Luiz Fernando Janot é arquiteto urbanista. E-mail:
lfjanot@superig.com.br.
3 comentários:
Olha professor... eu, que era contra a tal "shopinização" da vida... agora torço para sair do meu bairro far west Jóquei para dar um pulinho no Shoping ver a civilização. Ô coisa boa !
Quero aproveitar esse trecho para comentar.
" O contraste perverso entre esses locais sem infraestrutura e os bem cuidados ambientes dos shoppings contribui para a valorização dos espaços privados e a desvalorização dos espaços públicos. Para os moradores dessas áreas da periferia, os shoppings são vistos como verdadeiros templos para o consumo. Em sociedades com fortes desigualdades sociais, como a nossa, a cultura do consumismo desenfreado exacerba um estilo de vida que não está ao alcance de todos e, consequentemente, provoca frustração e discriminação social. "
Eu discordo em parte, creio que os shoppings sejam centro de consumo, mas não acolho a idéia de que shoppings desvalorizam a área, muito pelo contrário, valoriza.Seguindo o raciocínio do comentarista anterior disse, eu não vejo a hora de esse shopping que está previsto para ser construído onde é atualmente é o Rio Branco, ao lado do HGG, em Guarús. As pessoas de bairro de periferia também vão a esses lugares, tambem consomem, vão a cinemas, passeiam, entre outras coisas.Nós 'guarulhenses' quando queremos ver filmes no cinema como o "Os vingadores", temos que pegar um carro ou ônibus para ir ao Shopping Avenina 28 ou o Shopping Boulevard, quando uma pessoa quer comprar uma roupa de marca, a mesma coisa.Não quero interpretar a fala dele como um preconceito, mas eu acho que o que se deve desconcentrar aquilo que está concentrado demais.

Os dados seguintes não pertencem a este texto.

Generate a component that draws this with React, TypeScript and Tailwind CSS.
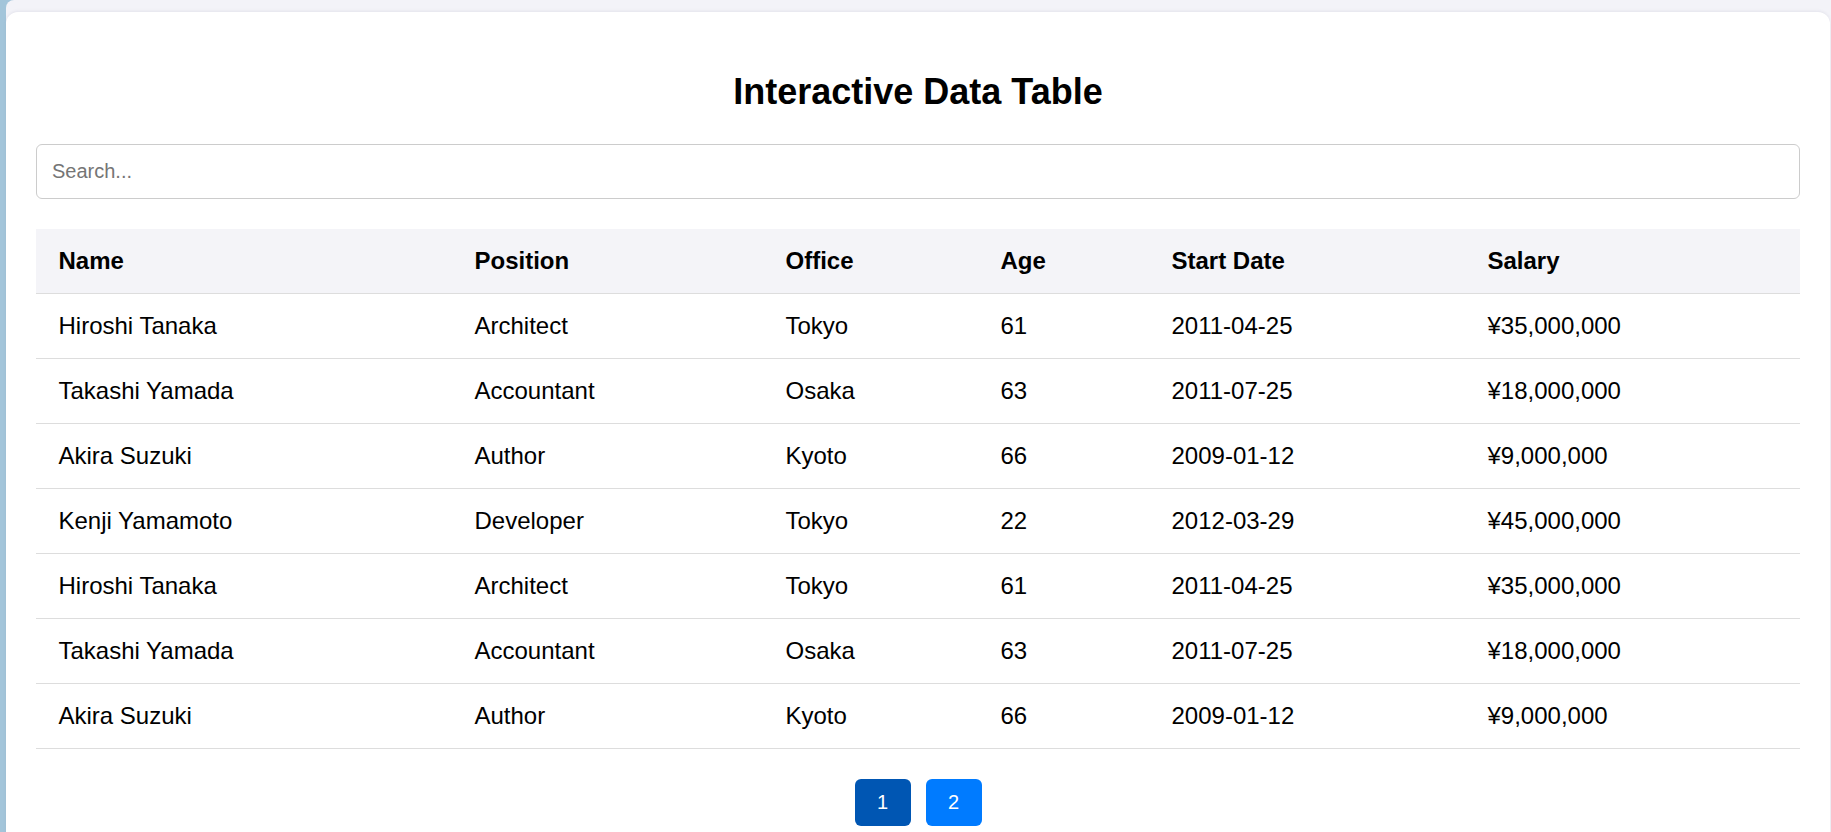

O nobre arquiteto e urbanista tem razão em grande parte de sua análise, especialmente nas consequências das relações dos habitantes com suas cidades devido a extensão territorial desproporcional, a cidade renascentista sofreu com isso. Também tem razão na falta de contra-partida ambiental pela implantação dos grandes empreendimentos, apesar de existirem instrumentos de gestão urbana, como Estudo de Impacto de Vizinhança, Outorga Onerosa e Plano de Ordenamento do Território (POT), dentre outros. Como maior implicador nestas questões está a lógica que privilegia o automóvel, e desmonta a noção de espaço público próximo, rareando equipamentos urbanos, como as praças por exemplo, que além de proporcionarem encontros, são verdadeiros elementos estratégicos que podem ser utilizados no controle ambiental das cidades,seja pela preservação de áreas infiltráveis, seja pela arborização urbana, visto os nossos logradouros serem cada vez mais impermeáveis e desarborizados.

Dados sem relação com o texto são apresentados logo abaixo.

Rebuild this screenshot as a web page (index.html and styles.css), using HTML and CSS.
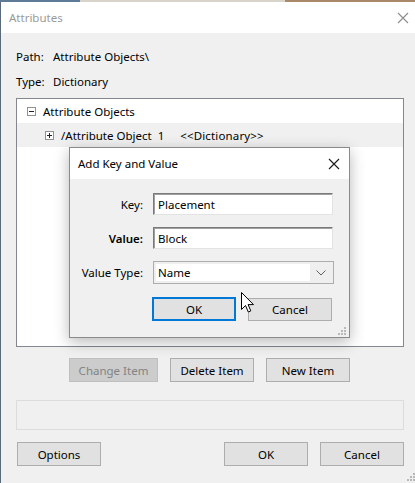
FILE: index.html
```html
<!DOCTYPE html>
<html>
<head>
<meta charset="utf-8">
<link rel="stylesheet" href="styles.css">
</head>
<body>
<div class="screen">
  <div class="strip"></div>
  <div class="window">
    <div class="titlebar">
      <span class="title">Attributes</span>
      <svg class="close" width="12" height="12" viewBox="0 0 12 12"><path d="M1 1L11 11M11 1L1 11" stroke="#8c8c8c" stroke-width="1.1" fill="none"/></svg>
    </div>
    <div class="client">
      <div class="info-row row-path"><span class="lbl">Path:</span><span class="val">Attribute Objects\</span></div>
      <div class="info-row row-type"><span class="lbl">Type:</span><span class="val">Dictionary</span></div>
      <div class="tree">
        <div class="node node-root">
          <span class="expander"><span class="h"></span></span>
          <span class="ntext">Attribute Objects</span>
        </div>
        <div class="node node-child">
          <span class="expander"><span class="h"></span><span class="v"></span></span>
          <span class="ntext">/Attribute Object</span><span class="nindex">1</span><span class="ntype">&lt;&lt;Dictionary&gt;&gt;</span>
        </div>
      </div>
      <div class="item-buttons">
        <div class="btn disabled">Change Item</div>
        <div class="btn">Delete Item</div>
        <div class="btn">New Item</div>
      </div>
      <div class="status"></div>
      <div class="bottom-buttons">
        <div class="btn">Options</div>
        <div class="spacer"></div>
        <div class="btn">OK</div>
        <div class="btn">Cancel</div>
      </div>
    </div>
    <div class="grip main-grip">
      <svg width="8" height="8" viewBox="0 0 8 8" fill="#b9b9b9"><rect x="6" y="0" width="2" height="2"/><rect x="3" y="3" width="2" height="2"/><rect x="6" y="3" width="2" height="2"/><rect x="0" y="6" width="2" height="2"/><rect x="3" y="6" width="2" height="2"/><rect x="6" y="6" width="2" height="2"/></svg>
    </div>
  </div>

  <div class="dialog">
    <div class="dtitlebar">
      <span class="dtitle">Add Key and Value</span>
      <svg class="dclose" width="12" height="12" viewBox="0 0 12 12"><path d="M1 1L11 11M11 1L1 11" stroke="#1a1a1a" stroke-width="1.1" fill="none"/></svg>
    </div>
    <div class="dclient">
      <div class="field">
        <span class="flabel">Key:</span>
        <div class="input">Placement</div>
      </div>
      <div class="field">
        <span class="flabel bold">Value:</span>
        <div class="input">Block</div>
      </div>
      <div class="field field-combo">
        <span class="flabel">Value Type:</span>
        <div class="combo">
          <div class="combo-text">Name</div>
          <svg class="chev" width="10" height="6" viewBox="0 0 10 6"><path d="M0.5 0.5L5 5L9.5 0.5" stroke="#606060" stroke-width="1" fill="none"/></svg>
        </div>
      </div>
      <div class="dbuttons">
        <div class="btn default">OK</div>
        <div class="btn">Cancel</div>
      </div>
    </div>
    <div class="grip dgrip">
      <svg width="8" height="8" viewBox="0 0 8 8" fill="#b9b9b9"><rect x="6" y="0" width="2" height="2"/><rect x="3" y="3" width="2" height="2"/><rect x="6" y="3" width="2" height="2"/><rect x="0" y="6" width="2" height="2"/><rect x="3" y="6" width="2" height="2"/><rect x="6" y="6" width="2" height="2"/></svg>
    </div>
  </div>

  <svg class="cursor" width="13" height="21" viewBox="0 0 13 21"><path d="M0.5 0.5V17.5L4.5 13.5L7.3 20L9.8 18.9L7.1 12.6H12.5Z" fill="#fff" stroke="#000" stroke-width="1" stroke-linejoin="miter"/></svg>
</div>
</body>
</html>
```

FILE: styles.css
```css
* { box-sizing: border-box; }
html, body { margin: 0; padding: 0; }
body {
  width: 415px;
  height: 483px;
  overflow: hidden;
  font-family: "Noto Sans", "Open Sans", sans-serif;
  font-size: 11.5px;
  color: #000;
  background: #f0f0f0;
}
.screen {
  position: relative;
  width: 415px;
  height: 483px;
  display: flex;
  flex-direction: column;
}
.strip {
  height: 2px;
  background: linear-gradient(to right, #5d7b96 0, #5d7b96 80px, #d8d4cc 80px, #d8d4cc 285px, #a88a6a 285px, #a88a6a 100%);
}
.window {
  position: relative;
  flex: 1;
  display: flex;
  flex-direction: column;
  border-left: 1px solid #5a6a7a;
  background: #f0f0f0;
}
.titlebar {
  height: 31px;
  background: #fff;
  display: flex;
  align-items: center;
  justify-content: space-between;
  padding: 0 6px 0 8px;
}
.title { color: #9a9a9a; }
.close { display: block; }

.client {
  display: flex;
  flex-direction: column;
  padding: 0 11px 0 15px;
}
.info-row {
  display: flex;
  height: 25px;
  align-items: center;
}
.row-path { margin-top: 11px; }
.lbl { width: 37px; }
.tree {
  margin-top: 4px;
  height: 249px;
  background: #fff;
  border: 1px solid #828790;
}
.node {
  height: 24px;
  display: flex;
  align-items: center;
}
.node-root { padding-left: 10px; }
.node-child { padding-left: 28px; background: #f0f0f0; }
.nindex { margin-left: 6px; }
.ntype { margin-left: 16px; letter-spacing: 0.15px; }
.expander {
  position: relative;
  width: 9px;
  height: 9px;
  border: 1px solid #919191;
  background: #fff;
  margin-right: 7px;
  flex: none;
}
.expander .h {
  position: absolute;
  left: 1px; top: 3px;
  width: 5px; height: 1px;
  background: #222;
}
.expander .v {
  position: absolute;
  left: 3px; top: 1px;
  width: 1px; height: 5px;
  background: #222;
}

.btn {
  width: 84px;
  height: 24px;
  background: #e1e1e1;
  border: 1px solid #adadad;
  display: flex;
  align-items: center;
  justify-content: center;
  flex: none;
}
.btn.disabled {
  background: #cccccc;
  border-color: #bfbfbf;
  color: #838383;
}
.item-buttons {
  display: flex;
  gap: 12px;
  margin-top: 11px;
  padding-left: 53px;
}
.item-buttons .btn { width: 89px; }
.item-buttons .btn + .btn { width: 84px; }
.status {
  margin-top: 18px;
  height: 30px;
  border: 1px solid #dcdcdc;
}
.bottom-buttons {
  display: flex;
  gap: 12px;
  margin-top: 12px;
  padding-left: 1px;
}
.spacer { flex: 1; }

.grip { position: absolute; line-height: 0; }
.main-grip { right: 0; bottom: 2px; }

/* Sub dialog */
.dialog {
  position: absolute;
  left: 69px;
  top: 147px;
  width: 281px;
  height: 191px;
  border: 1px solid #8a8a8a;
  background: #f0f0f0;
  box-shadow: 0 4px 14px rgba(0,0,0,0.28);
  display: flex;
  flex-direction: column;
}
.dtitlebar {
  height: 31px;
  background: #fff;
  display: flex;
  align-items: center;
  justify-content: space-between;
  padding: 0 9px 0 8px;
}
.dclose { display: block; }
.dclient {
  display: flex;
  flex-direction: column;
  padding: 14px 16px 0 0;
}
.field {
  display: flex;
  align-items: center;
  height: 22px;
  margin-bottom: 12px;
}
.flabel {
  width: 83px;
  padding-right: 10px;
  text-align: right;
  flex: none;
}
.flabel.bold { font-weight: 600; }
.input {
  flex: 1;
  height: 22px;
  background: #fff;
  border: 1px solid;
  border-color: #7a7a7a #e3e3e3 #e3e3e3 #7a7a7a;
  box-shadow: inset 1px 1px 0 #a0a0a0;
  padding-left: 4px;
  display: flex;
  align-items: center;
}
.field-combo { height: 23px; margin-bottom: 13px; }
.combo {
  flex: 1;
  height: 23px;
  border: 1px solid #adadad;
  background: #efefef;
  display: flex;
  align-items: center;
  padding: 2px;
  margin-right: -1px;
}
.combo-text {
  flex: 1;
  height: 100%;
  background: #fff;
  padding-left: 2px;
  display: flex;
  align-items: center;
}
.chev { margin: 0 5px 0 6px; display: block; }
.dbuttons {
  display: flex;
  gap: 12px;
  padding-left: 82px;
  align-items: flex-start;
}
.dbuttons .btn.default {
  border: 2px solid #0078d7;
  height: 24px;
}
.dbuttons .btn + .btn { height: 23px; margin-top: 1px; }
.dgrip { right: 3px; bottom: 2px; }

.cursor {
  position: absolute;
  left: 241px;
  top: 292px;
}
```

Contudo, no caso dos shoppings, estes são um dos principais vetores de desenvolvimento, mas não obrigatoriamente replicantes aos moradores atuais das localidades periféricas onde são implantados, pois atendem a outra lógica: a do capital imobiliário, que irá proporcionar a médio e longo prazo uma profunda reedificação e consequente requalificação da infra-estrutura urbana, com edificações de padrão mais elevado, "expulsando" os moradores atuais para áreas mais remotas, haja visto nenhum empreendimento ser viável em áreas permanentemente degradadas ou sem a adequada infra-estrutura ambiental básica. Os grandes empreendimentos habitacionais fazem o mesmo. Há de se pensar em uma fórmula de consenso para esta difícil equação, que é inserir os moradores destas áreas periféricas; pode ser uma contra-partida interessante a qualificação ambiental, urbanística, destas áreas pelos grandes empreendedores. Por aqui, em Campos, o entorno dos Soppings 28 e Boulevard, este maior impacto, já sofrem estas mudanças, com oferta inclusive de imóveis para uso comercial. As na infra-estrutura, são mais lentas, mas irão acontecer. Existem o canal e área residencial, que se localizam na parte posterior do Shopping Boulevard, mas sequer o entorno possui rede de esgoto, portanto, é oportuno o Poder Público levantar a questão neste momento em que é anunciado para 2013 a expansão do Shopping Boulevard, afinal, não pega bem um empreendimento com este nome implantado em ambiente com sérios problemas ambientais, inclusive o viário.